Sunday, August 24, 2014

It's Already Time for School?

I don't know where the last month went! As I look back it's basically one big blur of work, campfires, sports (and me totally and hilariously failing at them), friends, mosquito bites, and school prep. And now school is starting in a week.

I've always loved back to school season. It's full of crisp things: crisp sheets of paper, binders, and folders; crisp leaves; a crispness in the morning air. . . It's bright and exciting and full of potential.

This is going to be my junior year at BYU and I think I finally know a bit more what to expect. Sure, there are going to be a few curveballs and surprises thrown my way (such is the way of life), but I'm familiar with my school and how things work there. Which is nice, if I'm being honest.

I know that this year is going to be crazy and busy and probably more than a little exhausting. But I also know that it is going to be exhilarating and amazing and absolutely fulfilling. There is nothing else I would rather be doing for the next nine months than going to school. BYU is where I'm supposed to be.
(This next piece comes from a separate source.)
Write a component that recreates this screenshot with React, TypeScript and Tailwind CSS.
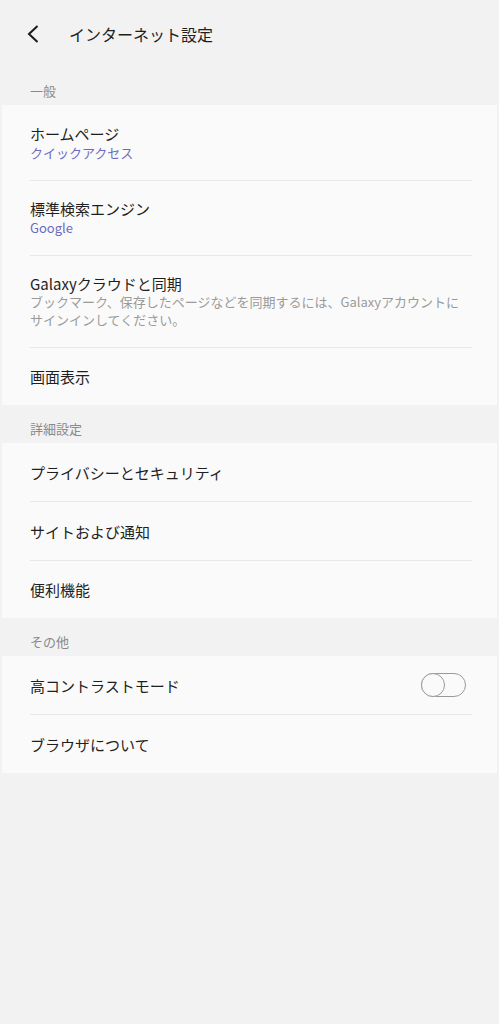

My freshman year was a year of change: I learned a lot (and not much of it came out of my textbooks). I made new friends and send most of them on missions. I adjusted to living away from home, albeit not far, for the first time in my life. I can't imagine who I would be had my freshman year not been the way it was.

My sophomore year was one of growth. I learned a lot more and made a few more friends. I came to know who this girl named Cambry is, and I was able to see that I have a lot that I need to work on. I love who I am and I can't wait to meet the person I'll become. It wasn't an easy year, but I am so grateful for everything I experienced--good and bad--because those experiences had a profound impact on the person I am today.

And now it's time for my junior year. I don't yet know what this year will be but I'm excited to find out. I think it's gonna be a good one.




Sunday, August 3, 2014

Today

Today I am in the most wonderful of moods. I feel a bit like a balloon that's ready to float away. Who knows? I may end up doing exactly that.